September 5th 2007 I visited Nokia HQ with a few other mobile bloggers as part of a fact finding mission into the new mobile technologies which were being developed behind closed doors at Nokia. Obviously, being in Finland (which is a great country btw), even for a holiday, you develop a sense of reverence towards this flagship Finnish brand and most people talk very very positively about them there. This was most definitely true in 2007. Everyone in Finland loved Nokia and people who came to visit Helsinki (atleast in tech) spoke in hushed tones about what Nokia would do to "crush Apple" for encroaching in mobile.
This is a recap of what actually happened during that visit. This is not made up.
The iPhone was announced on January 9th 2007 and went on sale on June 29th 2007. Practically every little minute detail of the device was disected, analyzed, blogged about and video taped online. Everyone I knew in the mobile + tech community had atleast kept abreast of every small feature on the device - most already owned the device. I had my iPhone with me when I walked through the glass doors at Nokia.
We were greeted by kind people who showed us into some sort of press greeting room and started showing us many of their new devices. Most were already on shelves in Europe and the US and they spoke about some new Symbian features which seemed mildly interesting. An over enthusiastic blogger who was with us asked me to hand my iPhone to the "suit-man" who was showing us around - he had introduced himself as one of the product manager/evangelists at Nokia - he seemed important.
A small crowd had gathered around suit-man as he sneered and jabbed at the iPhone.
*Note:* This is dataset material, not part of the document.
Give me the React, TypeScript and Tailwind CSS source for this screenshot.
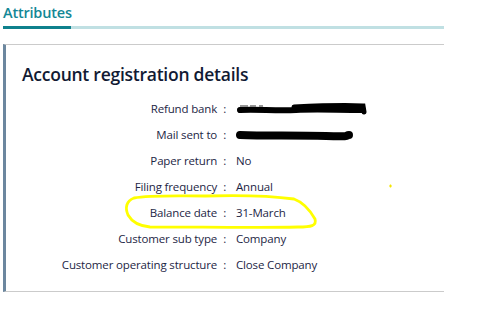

He nervously tapped around and got to the camera - asked about the megapixels on it and then asked how he should take a picture since there were no evident buttons for the shutter - Nokia devices did have this on the sides of the hardware. I thought he was joking and ignored him the first time, but, when he asked a second time, to keep the joke alive I asked him to talk to the phone and said the device recognizes the "click" sound.
He actually talked to the iPhone expecting a result.
3 Months after the release of the device and almost 8 full months since the initial announcements this guy had still not touched an iPhone. He also seemed to believe that the device had voice recognition built in for simple controls like the camera - basically he was clueless.This would be funny if it were not true. I left Nokia HQ feeling a bit puzzled as to how this giant company could be so clueless and what it would take for them to be jolted out of their silly market leading stats (which they tout to this day).
Reading about how Nokia is going to make a turn-around and attract dev talent to their eco-system in 2011 seems a bit absurd. They're not going to be able to right the software ship in their orgn. alone, they need help. Microsoft is as good a company as any that can lend a hand and help. Google would have been a great partner aswell. They should stick to building the hardware which they are good at and leave the software to MS - possibly even setup the evangelising group here in Silicon Valley.
I wish them the best of luck. Really - atleast they're trying 4 years later.